● Goal
Pick out each line of the records in which the word "screenshot" appears.
====== Provided data ======
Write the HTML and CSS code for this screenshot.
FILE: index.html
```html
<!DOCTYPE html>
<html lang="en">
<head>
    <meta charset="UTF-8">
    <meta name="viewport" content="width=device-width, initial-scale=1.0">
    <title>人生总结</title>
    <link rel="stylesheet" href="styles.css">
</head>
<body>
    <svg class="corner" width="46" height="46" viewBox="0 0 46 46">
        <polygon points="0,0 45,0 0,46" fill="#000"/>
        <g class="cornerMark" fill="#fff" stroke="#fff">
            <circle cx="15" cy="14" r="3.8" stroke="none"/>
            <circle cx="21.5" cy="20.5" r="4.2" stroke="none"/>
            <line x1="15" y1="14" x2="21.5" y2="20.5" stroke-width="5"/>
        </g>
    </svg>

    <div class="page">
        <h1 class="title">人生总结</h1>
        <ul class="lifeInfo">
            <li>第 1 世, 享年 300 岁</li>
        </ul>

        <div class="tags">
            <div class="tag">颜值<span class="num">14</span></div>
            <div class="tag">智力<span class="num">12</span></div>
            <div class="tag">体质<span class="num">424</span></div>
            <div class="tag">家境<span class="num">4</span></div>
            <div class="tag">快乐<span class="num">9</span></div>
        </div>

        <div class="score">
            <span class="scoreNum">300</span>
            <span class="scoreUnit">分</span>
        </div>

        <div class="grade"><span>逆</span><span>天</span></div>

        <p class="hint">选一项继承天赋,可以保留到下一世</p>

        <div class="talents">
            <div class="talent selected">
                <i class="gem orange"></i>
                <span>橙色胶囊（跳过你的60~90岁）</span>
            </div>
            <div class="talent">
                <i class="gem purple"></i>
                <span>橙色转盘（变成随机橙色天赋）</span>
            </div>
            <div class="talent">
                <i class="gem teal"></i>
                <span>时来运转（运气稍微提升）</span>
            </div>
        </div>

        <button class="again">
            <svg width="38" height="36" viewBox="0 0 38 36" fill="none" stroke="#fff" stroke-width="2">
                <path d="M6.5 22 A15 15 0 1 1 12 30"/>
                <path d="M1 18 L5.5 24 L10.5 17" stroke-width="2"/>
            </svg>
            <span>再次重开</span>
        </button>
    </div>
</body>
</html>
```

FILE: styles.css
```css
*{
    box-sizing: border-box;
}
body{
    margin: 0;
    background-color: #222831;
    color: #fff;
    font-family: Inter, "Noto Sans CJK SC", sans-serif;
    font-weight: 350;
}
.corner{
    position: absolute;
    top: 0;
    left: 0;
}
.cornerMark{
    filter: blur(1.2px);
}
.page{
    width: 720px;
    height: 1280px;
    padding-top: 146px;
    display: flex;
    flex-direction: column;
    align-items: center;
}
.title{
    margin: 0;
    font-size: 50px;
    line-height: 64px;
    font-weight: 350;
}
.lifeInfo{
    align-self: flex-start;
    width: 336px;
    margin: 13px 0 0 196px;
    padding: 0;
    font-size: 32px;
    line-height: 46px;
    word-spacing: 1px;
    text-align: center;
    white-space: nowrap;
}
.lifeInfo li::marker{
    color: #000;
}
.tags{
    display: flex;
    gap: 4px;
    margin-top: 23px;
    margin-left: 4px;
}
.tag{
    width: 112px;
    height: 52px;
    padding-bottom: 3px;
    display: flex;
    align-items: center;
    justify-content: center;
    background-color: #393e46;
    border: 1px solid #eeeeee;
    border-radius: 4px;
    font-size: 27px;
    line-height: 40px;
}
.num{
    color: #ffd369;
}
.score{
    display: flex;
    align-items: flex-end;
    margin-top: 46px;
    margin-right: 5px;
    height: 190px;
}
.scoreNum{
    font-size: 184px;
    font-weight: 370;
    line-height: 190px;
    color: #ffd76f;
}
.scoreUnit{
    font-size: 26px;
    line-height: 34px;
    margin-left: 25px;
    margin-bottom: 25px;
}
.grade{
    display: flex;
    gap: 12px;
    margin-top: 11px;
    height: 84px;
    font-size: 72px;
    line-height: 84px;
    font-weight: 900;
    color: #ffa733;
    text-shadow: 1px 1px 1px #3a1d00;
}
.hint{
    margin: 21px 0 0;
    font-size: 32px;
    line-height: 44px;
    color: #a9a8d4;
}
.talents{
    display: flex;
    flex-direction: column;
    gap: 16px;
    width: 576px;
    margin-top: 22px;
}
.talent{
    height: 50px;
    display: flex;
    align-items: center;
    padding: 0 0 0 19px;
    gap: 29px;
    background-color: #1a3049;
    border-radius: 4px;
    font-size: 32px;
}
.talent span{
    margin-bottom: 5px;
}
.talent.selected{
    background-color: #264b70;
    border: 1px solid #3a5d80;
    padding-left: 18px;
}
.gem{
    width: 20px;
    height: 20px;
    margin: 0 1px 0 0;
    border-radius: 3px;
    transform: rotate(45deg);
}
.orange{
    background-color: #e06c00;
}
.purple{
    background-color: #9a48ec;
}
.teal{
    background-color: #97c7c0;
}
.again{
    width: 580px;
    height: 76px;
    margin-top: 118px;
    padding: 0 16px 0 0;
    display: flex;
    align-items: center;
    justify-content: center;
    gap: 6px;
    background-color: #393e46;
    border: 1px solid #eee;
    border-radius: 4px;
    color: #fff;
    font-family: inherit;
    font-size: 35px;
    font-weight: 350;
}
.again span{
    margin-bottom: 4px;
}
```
======
====== Provided data ======
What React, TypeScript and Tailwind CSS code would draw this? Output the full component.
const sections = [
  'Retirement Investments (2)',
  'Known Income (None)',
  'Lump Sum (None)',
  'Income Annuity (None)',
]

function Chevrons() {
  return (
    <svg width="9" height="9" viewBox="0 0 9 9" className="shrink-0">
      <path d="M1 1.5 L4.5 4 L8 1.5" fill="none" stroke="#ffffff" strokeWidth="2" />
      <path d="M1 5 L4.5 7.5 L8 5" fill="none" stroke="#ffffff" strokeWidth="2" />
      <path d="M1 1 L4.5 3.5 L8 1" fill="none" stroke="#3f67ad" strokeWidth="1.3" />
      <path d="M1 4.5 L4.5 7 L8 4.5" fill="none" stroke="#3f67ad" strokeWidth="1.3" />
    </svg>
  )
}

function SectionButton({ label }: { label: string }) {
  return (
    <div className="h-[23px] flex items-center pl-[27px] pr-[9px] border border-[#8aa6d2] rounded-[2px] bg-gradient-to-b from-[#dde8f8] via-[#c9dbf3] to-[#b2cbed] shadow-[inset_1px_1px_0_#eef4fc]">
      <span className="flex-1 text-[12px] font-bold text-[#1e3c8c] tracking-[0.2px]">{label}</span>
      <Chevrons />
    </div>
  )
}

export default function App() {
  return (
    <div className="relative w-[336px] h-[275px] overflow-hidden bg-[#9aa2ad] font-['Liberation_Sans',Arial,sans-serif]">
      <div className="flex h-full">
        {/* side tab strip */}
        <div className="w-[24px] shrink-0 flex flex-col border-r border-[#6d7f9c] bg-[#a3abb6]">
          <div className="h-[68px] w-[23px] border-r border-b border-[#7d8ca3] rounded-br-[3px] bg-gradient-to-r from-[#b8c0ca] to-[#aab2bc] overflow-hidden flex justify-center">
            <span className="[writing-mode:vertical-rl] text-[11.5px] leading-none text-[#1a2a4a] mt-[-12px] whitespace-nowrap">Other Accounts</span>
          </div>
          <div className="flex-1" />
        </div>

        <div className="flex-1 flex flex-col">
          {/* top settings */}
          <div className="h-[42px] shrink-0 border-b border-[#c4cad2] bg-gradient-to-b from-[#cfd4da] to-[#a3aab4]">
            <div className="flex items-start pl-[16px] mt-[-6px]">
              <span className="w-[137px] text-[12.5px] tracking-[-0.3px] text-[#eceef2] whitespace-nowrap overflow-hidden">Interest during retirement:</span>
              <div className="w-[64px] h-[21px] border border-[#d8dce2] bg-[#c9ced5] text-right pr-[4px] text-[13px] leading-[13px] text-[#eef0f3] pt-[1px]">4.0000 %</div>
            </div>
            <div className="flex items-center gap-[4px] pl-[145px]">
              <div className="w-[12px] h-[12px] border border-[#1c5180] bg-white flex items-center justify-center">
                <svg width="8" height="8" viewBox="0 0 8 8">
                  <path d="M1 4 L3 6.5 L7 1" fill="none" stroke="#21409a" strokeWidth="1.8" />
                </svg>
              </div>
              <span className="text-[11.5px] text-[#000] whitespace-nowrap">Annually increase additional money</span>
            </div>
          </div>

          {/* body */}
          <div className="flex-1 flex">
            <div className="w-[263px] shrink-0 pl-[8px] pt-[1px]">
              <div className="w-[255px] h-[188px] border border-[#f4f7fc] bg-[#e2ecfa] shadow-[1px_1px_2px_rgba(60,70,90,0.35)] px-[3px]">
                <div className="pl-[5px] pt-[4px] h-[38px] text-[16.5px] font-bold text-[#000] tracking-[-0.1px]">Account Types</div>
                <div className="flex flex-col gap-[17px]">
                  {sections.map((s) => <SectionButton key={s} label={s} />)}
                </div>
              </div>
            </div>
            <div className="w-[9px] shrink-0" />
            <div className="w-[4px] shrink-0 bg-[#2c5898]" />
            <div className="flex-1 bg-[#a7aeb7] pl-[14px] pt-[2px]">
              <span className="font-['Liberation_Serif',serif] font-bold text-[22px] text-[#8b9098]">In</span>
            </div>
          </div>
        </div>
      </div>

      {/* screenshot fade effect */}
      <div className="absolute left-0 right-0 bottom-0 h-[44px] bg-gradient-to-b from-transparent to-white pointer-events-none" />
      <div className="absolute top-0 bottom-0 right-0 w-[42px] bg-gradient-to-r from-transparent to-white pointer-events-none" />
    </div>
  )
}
======
● Written reply
Write the HTML and CSS code for this screenshot.
      {/* screenshot fade effect */}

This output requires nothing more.